Pamphlets like the one in the OP are designed to turn this dangerous thinking on its head. We as a society need to stop handing out advice that puts the responsibility on the woman to prevent violent crime happening to her. It's like a PP said - pamphlets like these are satire that is designed to examine the way we think. Thanks to cory - I'm going to repost what you said:

"it is meant to influence the rest of society to think twice before they assume it is the woman's fault:

to influence the judge who might give a lenient sentence "because with a skirt like that/being out late at night she was clearlyt asking for it/he couldn't help himself"

to influence the policeman who might be interviewing a woman bringing a charge of rape

to influence the flatmates/other people at the party who don't interfere to stop a potential rape

to influence the workmates who speak around young men as if you really did not have the alternative of keeping it in your trousers"

Think about rapists like Brock Turner. His trial was riddled with pleas for us to remember HIS future that was being ruined by the trial, to remember HIS potential that was being squandered, to please think of HIS mental health and well being because the negativity was really upsetting him (this taken from the actual letter his father wrote). This is the society we live in, where people are more concerned with the feelings, the future, the potential of the rapist who CHOSE to rape, instead of the victim. What about the victim's future that had already being ruined by what Brock Turner CHOSE to do to her? Her potential that was being squandered because of what Brock Turner CHOSE to do to her? Her mental health and well being that had been destroyed by what Brock Turner CHOSE to do to her?
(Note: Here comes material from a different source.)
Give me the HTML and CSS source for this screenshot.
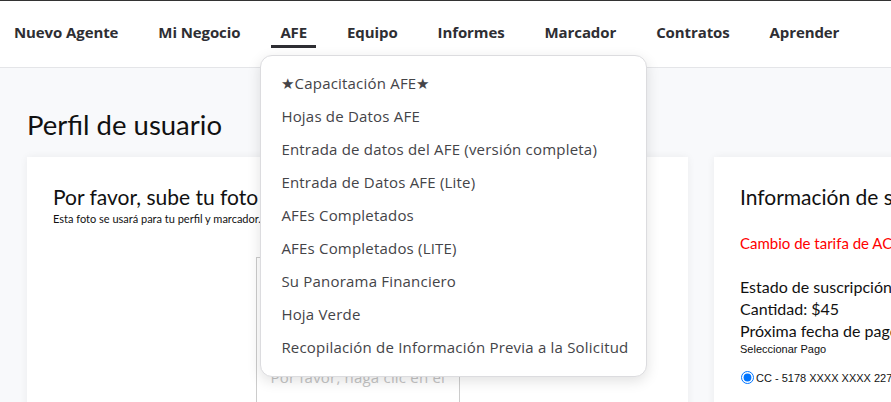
FILE: index.html
```html
<!DOCTYPE html>
<html lang="es">
<head>
<meta charset="utf-8">
<title>Perfil de usuario</title>
<link rel="stylesheet" href="styles.css">
</head>
<body>
<header class="topbar">
  <nav class="nav">
    <a class="nav-link">Nuevo Agente</a>
    <a class="nav-link">Mi Negocio</a>
    <div class="nav-item">
      <a class="nav-link active">AFE</a>
      <ul class="dropdown">
        <li>★Capacitación AFE★</li>
        <li>Hojas de Datos AFE</li>
        <li>Entrada de datos del AFE (versión completa)</li>
        <li>Entrada de Datos AFE (Lite)</li>
        <li>AFEs Completados</li>
        <li>AFEs Completados (LITE)</li>
        <li>Su Panorama Financiero</li>
        <li>Hoja Verde</li>
        <li>Recopilación de Información Previa a la Solicitud</li>
      </ul>
    </div>
    <a class="nav-link">Equipo</a>
    <a class="nav-link">Informes</a>
    <a class="nav-link">Marcador</a>
    <a class="nav-link">Contratos</a>
    <a class="nav-link">Aprender</a>
  </nav>
</header>
<main class="page">
  <h1 class="page-title">Perfil de usuario</h1>
  <div class="cards">
    <section class="card">
      <h2 class="card-title">Por favor, sube tu foto</h2>
      <p class="card-sub">Esta foto se usará para tu perfil y marcador.</p>
      <div class="photo-box">
        <span class="photo-hint">Por favor, haga clic en el</span>
      </div>
    </section>
    <section class="card">
      <h2 class="card-title">Información de suscripción</h2>
      <p class="notice">Cambio de tarifa de ACTUALIZACIÓN</p>
      <p class="info">Estado de suscripción: Activo</p>
      <p class="info">Cantidad: $45</p>
      <p class="info">Próxima fecha de pago: 01/01</p>
      <p class="small">Seleccionar Pago</p>
      <label class="pay"><input type="radio" checked> CC - 5178 XXXX XXXX 2270</label>
    </section>
  </div>
</main>
</body>
</html>
```
FILE: styles.css
```css
html, body { margin: 0; padding: 0; }
body {
  background: #f8f9fb;
  border-top: 1px solid #333;
  overflow: hidden;
  width: 891px;
  height: 401px;
  font-family: "Open Sans", "Noto Sans", sans-serif;
}
.topbar {
  background: #fff;
  height: 66px;
  border-bottom: 1px solid #e4e5e8;
}
.nav {
  display: flex;
  align-items: flex-start;
  gap: 22px;
  padding: 21px 0 0 5px;
}
.nav-item { position: relative; }
.nav-link {
  display: block;
  padding: 0 9px 3px;
  font-size: 15px;
  font-weight: 700;
  letter-spacing: -0.1px;
  color: #2e2e33;
  line-height: 20px;
  border-bottom: 3px solid transparent;
  white-space: nowrap;
}
.nav-link.active { border-bottom-color: #2e2e33; }
.dropdown {
  position: absolute;
  left: -11px;
  top: 33px;
  width: 385px;
  margin: 0;
  padding: 11px 0 12px;
  list-style: none;
  background: #fff;
  border: 1px solid #dcdcdf;
  border-radius: 12px;
  box-shadow: 0 4px 14px rgba(0,0,0,0.12);
  z-index: 10;
}
.dropdown li {
  line-height: 33px;
  padding-left: 20px;
  font-size: 15px;
  letter-spacing: 0.2px;
  color: #444448;
  white-space: nowrap;
}
.page { padding: 0 27px; }
.page-title {
  margin: 40px 0 15px;
  font-family: Lato, sans-serif;
  font-weight: 400;
  font-size: 27.5px;
  line-height: 34px;
  color: #111;
}
.cards {
  display: grid;
  grid-template-columns: 661px 661px;
  gap: 26px;
}
.card {
  background: #fff;
  box-shadow: 0 0 8px rgba(0,0,0,0.06);
  padding: 27px 26px 0;
  height: 260px;
}
.card-title {
  margin: 0;
  font-family: Lato, sans-serif;
  font-weight: 400;
  font-size: 21px;
  line-height: 26px;
  color: #111;
  white-space: nowrap;
}
.card-sub {
  margin: 2px 0 0;
  font-family: Lato, sans-serif;
  font-size: 11px;
  color: #111;
}
.photo-box {
  margin: 32px auto 0;
  width: 202px;
  height: 200px;
  border-left: 1px solid #ccc;
  border-right: 1px solid #ccc;
  border-top: 1px solid #ccc;
  position: relative;
}
.photo-hint {
  position: absolute;
  left: 14px;
  top: 109px;
  font-size: 15px;
  letter-spacing: 0.2px;
  color: #c4c4c4;
  white-space: nowrap;
}
.notice {
  margin: 24px 0 0;
  font-family: Lato, sans-serif;
  font-size: 15px;
  color: #f00;
  white-space: nowrap;
}
.info {
  margin: 0;
  font-family: Lato, sans-serif;
  font-size: 16px;
  line-height: 22px;
  color: #111;
  white-space: nowrap;
}
.notice + .info { margin-top: 24px; }
.small {
  margin: 0;
  font-family: "Liberation Sans", Arial, sans-serif;
  font-size: 11px;
  line-height: 14px;
  color: #111;
}
.pay {
  display: flex;
  align-items: center;
  gap: 2px;
  margin-top: 15px;
  font-family: "Liberation Sans", Arial, sans-serif;
  font-size: 11px;
  color: #111;
  white-space: nowrap;
}
.pay input { margin: 0 0 0 1px; width: 13px; height: 13px; }
```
That's why we need satire like the pamphlet in the OP. This society needs a massive shake up to reboot the way we think about sexual assault and rape. It is never the victim's fault they were raped, it is the rapists fault for CHOOSING to rape. And I'm not some sort of wide eyed optimist who thinks that this mindset is going to magically stop rapists from raping. I'm not that naive. I just believe that if we as a society collectively decide to stop condoning rape and rapists in the way our society currently does, we might start to get somewhere.
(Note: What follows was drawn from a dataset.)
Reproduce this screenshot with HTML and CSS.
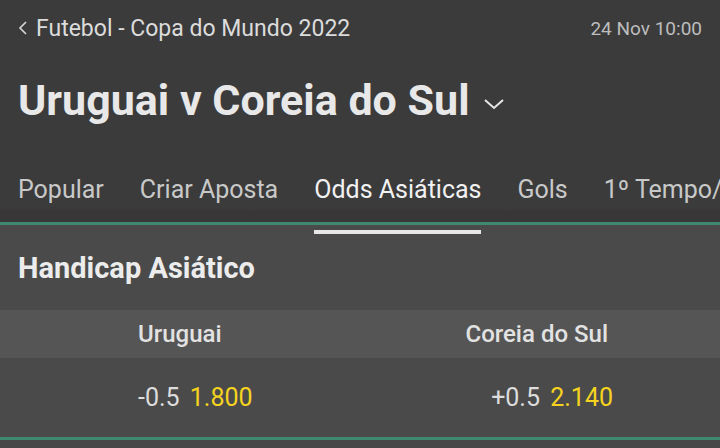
FILE: index.html
```html
<!DOCTYPE html>
<html lang="pt">
<head>
  <meta charset="UTF-8" />
  <title>Uruguai v Coreia do Sul</title>
  <link rel="stylesheet" href="styles.css">
</head>
<body>
  <div class="event-header">
    <div class="top-row">
      <a class="crumb" href="#">
        <svg class="back" width="10" height="16" viewBox="0 0 10 16"><path d="M8 2 L2 8 L8 14" fill="none" stroke="#d8d8d8" stroke-width="1.6"/></svg>
        Futebol - Copa do Mundo 2022
      </a>
      <span class="date">24 Nov 10:00</span>
    </div>

    <h1 class="title">
      Uruguai v Coreia do Sul
      <svg class="drop" width="20" height="12" viewBox="0 0 20 12"><path d="M1 2 L10 10 L19 2" fill="none" stroke="#e6e6e6" stroke-width="2"/></svg>
    </h1>

    <nav class="tabs">
      <a href="#">Popular</a>
      <a href="#">Criar Aposta</a>
      <a href="#" class="active">Odds Asiáticas</a>
      <a href="#">Gols</a>
      <a href="#">1º Tempo/Final</a>
    </nav>
  </div>

  <section class="market">
    <h2>Handicap Asiático</h2>
    <div class="grid head">
      <span class="c1">Uruguai</span>
      <span class="c2">Coreia do Sul</span>
    </div>
    <div class="grid odds">
      <span class="c1">-0.5 <b>1.800</b></span>
      <span class="c2">+0.5 <b>2.140</b></span>
    </div>
  </section>
  <div class="rest"></div>
</body>
</html>
```

FILE: styles.css
```css
* {
  box-sizing: border-box;
  margin: 0;
  padding: 0;
}

body {
  font-family: Roboto, 'Noto Sans', sans-serif;
  background-color: #474747;
  color: #e6e6e6;
  width: 720px;
  overflow: hidden;
}

a {
  color: inherit;
  text-decoration: none;
}

.event-header {
  background: linear-gradient(#3b3b3b 0, #3b3b3b 208px, #383636 212px, #393838 222px);
  border-bottom: 3px solid #3f8a6e;
  height: 225px;
}

.top-row {
  display: flex;
  justify-content: space-between;
  align-items: center;
  padding: 14px 18px 0 18px;
  height: 42px;
}

.crumb {
  display: flex;
  align-items: center;
  gap: 8px;
  font-size: 23px;
  color: #dcdcdc;
}

.date {
  font-size: 19px;
  color: #bdbdbd;
}

.title {
  display: flex;
  align-items: center;
  gap: 14px;
  padding: 33px 18px 0 18px;
  font-size: 43px;
  font-weight: 700;
  color: #e8e8e8;
  height: 83px;
  line-height: 50px;
}

.title .drop {
  margin-top: 8px;
}

.tabs {
  display: flex;
  gap: 36px;
  padding: 51px 18px 0 18px;
  white-space: nowrap;
  height: 97px;
}

.tabs a {
  font-size: 25px;
  line-height: 28px;
  color: #c9c9c9;
  position: relative;
}

.tabs a.active {
  color: #f2f2f2;
}

.tabs a.active::after {
  content: '';
  position: absolute;
  left: 0;
  right: 0;
  top: 54px;
  height: 4px;
  background: #e8e6e6;
}

.market {
  background-color: #4a4a4a;
  border-bottom: 3px solid #3f8a6e;
}

.market h2 {
  font-size: 29px;
  font-weight: 700;
  line-height: 34px;
  color: #ececec;
  padding: 26px 18px 0 18px;
  height: 85px;
}

.grid {
  display: grid;
  grid-template-columns: 138px 1fr 1fr;
  align-items: center;
}

.grid .c1 {
  grid-column: 2;
}

.grid .c2 {
  grid-column: 3;
  text-align: right;
  padding-right: 107px;
}

.head .c2 {
  padding-right: 112px;
}

.head {
  background-color: #555555;
  height: 48px;
  font-size: 24px;
  font-weight: 500;
  color: #e2e2e2;
}

.odds {
  height: 79px;
  font-size: 25px;
  color: #dddddd;
}

.odds b {
  font-weight: 400;
  color: #f5d31f;
  margin-left: 4px;
}

.rest {
  height: 20px;
  background-color: #474747;
}
```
faithinthesound · 16/01/2017 07:00

rhondajean
Isnt it just a bit patronising to the 99.9 percent of men who arent sexual predators though?

The actual figure of men who aren't sexual predators is likely to be rather lower than 99.9%. And here's a novel concept: I don't CARE if they feel patronized by the pamphlet. How much of the current problem would be solved if the men who AREN'T sexual predators started policing and peer pressuring the ones who are? If they stopped laughing at the misogynistic jokes, the rape jokes, if they stopped condoning the rapey rhetoric?
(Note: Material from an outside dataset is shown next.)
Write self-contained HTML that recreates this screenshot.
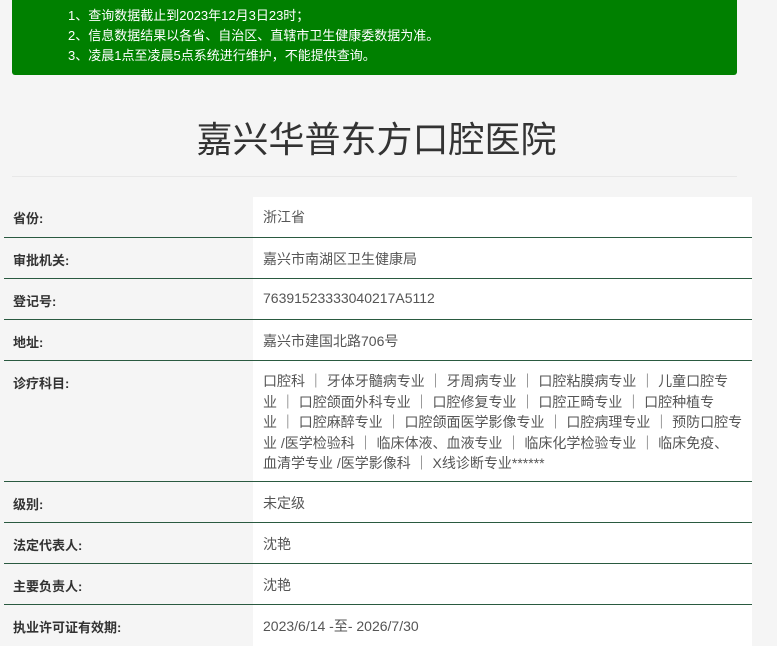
<!DOCTYPE html>
<html><head><meta charset="utf-8"><style>
*{margin:0;padding:0;box-sizing:border-box}
body{width:777px;height:638px;overflow:hidden;background:#f5f5f5;font-family:"Liberation Sans","Noto Sans CJK SC",sans-serif;position:relative}
.notice{position:absolute;left:12px;top:0;width:725px;height:75px;background:#008000;border-radius:0 0 3px 3px;color:#fff;font-size:13px;line-height:20px;padding:6px 0 0 56px}
h1{position:absolute;left:-12px;width:777px;top:116px;text-align:center;font-size:36px;font-weight:normal;color:#333;line-height:48px}
.hr{position:absolute;left:12px;top:176px;width:725px;height:1px;background:#e8e8e8}
.row{position:absolute;left:4px;width:748px;border-bottom:1px solid #2a5a40}
.lab{position:absolute;left:9px;top:0;font-size:13px;font-weight:bold;color:#333}
.val{position:absolute;left:249px;top:0;right:0;bottom:0;background:#fff;padding:0 10px;font-size:14px;color:#555}
</style></head><body>
<div class="notice">1、查询数据截止到2023年12月3日23时；<br>2、信息数据结果以各省、自治区、直辖市卫生健康委数据为准。<br>3、凌晨1点至凌晨5点系统进行维护，不能提供查询。</div>
<h1>嘉兴华普东方口腔医院</h1>
<div class="hr"></div>

<div class="row" style="top:197px;height:41px"><div class="lab" style="top:11px">省份:</div><div class="val" style="padding-top:10px">浙江省</div></div>
<div class="row" style="top:238px;height:41px"><div class="lab" style="top:12px">审批机关:</div><div class="val" style="padding-top:11px">嘉兴市南湖区卫生健康局</div></div>
<div class="row" style="top:279px;height:41px"><div class="lab" style="top:12px">登记号:</div><div class="val" style="padding-top:11px">76391523333040217A5112</div></div>
<div class="row" style="top:320px;height:41px"><div class="lab" style="top:12px">地址:</div><div class="val" style="padding-top:11px">嘉兴市建国北路706号</div></div>
<div class="row" style="top:361px;height:121px"><div class="lab" style="top:12px">诊疗科目:</div><div class="val" style="padding-top:10px;line-height:20.5px;white-space:nowrap">口腔科 ｜ 牙体牙髓病专业 ｜ 牙周病专业 ｜ 口腔粘膜病专业 ｜ 儿童口腔专<br>业 ｜ 口腔颌面外科专业 ｜ 口腔修复专业 ｜ 口腔正畸专业 ｜ 口腔种植专<br>业 ｜ 口腔麻醉专业 ｜ 口腔颌面医学影像专业 ｜ 口腔病理专业 ｜ 预防口腔专<br>业 /医学检验科 ｜ 临床体液、血液专业 ｜ 临床化学检验专业 ｜ 临床免疫、<br>血清学专业 /医学影像科 ｜ X线诊断专业******</div></div>
<div class="row" style="top:482px;height:41px"><div class="lab" style="top:12px">级别:</div><div class="val" style="padding-top:11px">未定级</div></div>
<div class="row" style="top:523px;height:41px"><div class="lab" style="top:12px">法定代表人:</div><div class="val" style="padding-top:11px">沈艳</div></div>
<div class="row" style="top:564px;height:41px"><div class="lab" style="top:12px">主要负责人:</div><div class="val" style="padding-top:11px">沈艳</div></div>
<div class="row" style="top:605px;height:41px;border:none"><div class="lab" style="top:12px">执业许可证有效期:</div><div class="val" style="padding-top:11px">2023/6/14 -至- 2026/7/30</div></div>
</body></html>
There was a study done (sorry, couldn't find it to link) on self-reporting and rape, and it showed that when you take the word "rape" out of the equation, too many men think that their actions don't count as rape. The truth is that their actions often DO border on or constitute actual rape, but as long as it isn't called that, the behavior tends to be normalized and pooh poohed and even condoned.

When the non sexual predators start cleaning up their own trash and policing their own kind instead of turning a blind eye or joking about the problem, then we can talk. Until then, I don't care a whit for the feelings of people who would rather turn away than admit that I am exponentially more likely than they are to be the victim of a violent assault or crime - committed by one of their own - because I am a woman.

klassy · 16/01/2017 07:08

zombie thread! No point arguing with old posters there faith Smile

BrondeBombshell · 16/01/2017 07:29

excellent. sad that it's needed but it is satire and if it offends a few men, pity about them, they need to be more upset that women are regularly subjected to victim blaming rather than that a piece of satire didn't protect their feelings.

faithinthesound · 16/01/2017 10:17

Oh heck. That'll learn me to check the dates - the message before mine said 2017 so I thought it was a new one D:

OhhBetty · 16/01/2017 11:54

Cheers whoever re animated this. As someone going through counselling for rape this is totally what I needed. The title of the thread alone has upset me tbh.